Ah yes. "Pseudologia Fantastica". This track might quite possibly be the highlight of Supermodel. The instrumentation on this track is absolutely stellar: from every drumbeat to the beautiful piano breakdown to the gripping guitar riffs, the listener is engaged for every second of the song. To top it all off, Foster brings his A-game with his lyrics on this track. The song has a very psychedelic feel that carries on for the entirety of the song, leading the listener to the haunting 30-second "The Angelic Welcome of Mr. Jones", a track used as a bridge that connects one half of the album to the next.

Right from its snappy bass line, "Best Friend" shows itself to be a potential smash hit. Foster the People goes back to its Torches roots on this track as it is more synth-focused. The track sounds undeniably happy, yet the lyrics might hold a darker meaning that may go unnoticed at first. Could "Best Friend" be as big as "Pumped Up Kicks"? Quite possibly. It definitely deserves to be.

Following "Best Friend" is "A Beginner's Guide to Destroying the Moon". This dynamic track seems to be where Foster releases all of his rage at society, as he progressively gets more aggressive as the song goes on. Towards the end of the track, the song trades in its angry feel for a more whimsical, wistful one. Due to its drastic change partway through the song, "A Beginner's Guide" is one of the more dynamic songs on the album that will keep bringing listeners back for more.

Supermodel seems to run out of energy for its last three tracks, though that is not necessarily a negative thing. Foster completely strips himself down, so to speak, and lets listeners understand who he truly is. Foster's voice is beautiful yet almost delicately vulnerable in these last three tracks as he completely exposes himself to his fans. He sings about his troubling drug addiction in "Goats in Trees", a moody song that accents just how impressive his vocal range is. The track almost takes on a Radiohead-esque feel as Foster hauntingly sings " the numbness was getting closer, the feverish days upon you".

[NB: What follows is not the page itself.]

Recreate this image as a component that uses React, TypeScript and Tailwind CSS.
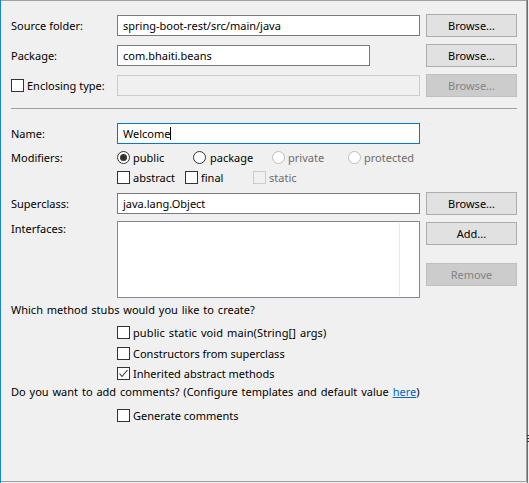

The next track, appropriately titled "The Truth", provides a personal insight into Foster's character. It takes a lot of guts to write a song about yourself and put it on an album that hundreds of thousands of people are going to listen to, and thankfully for Foster the People's fans, Foster was brave enough to put "The Truth" on the album. If he did not, fans would have been missing out on a truly phenomenal song.

The album comes to a slow, acoustic finish with "Fire Escape", a song about Foster's life in Los Angeles. In this track, Foster's melodic voice takes centre-stage, and it is the main focus of the song.

Though it might have been better if Supermodel had spread out its three slowest, saddest tracks throughout the album instead of putting them one after the other, Supermodel is an amazing sophomore album that deserves all the attention that is coming its way. Supermodel shows off Foster the People's coming of age as a band, and it shows off just how mature they have gotten within the past few years.

"But I think it is one of those moments that I feel like a second record is defining for a band, because that's when your fans decide whether they trust you or not", admits Mark Foster on his second album jitters. Oh Mark. You have nothing to worry about. After this stunning effort, how can any of your fans lose trust in you?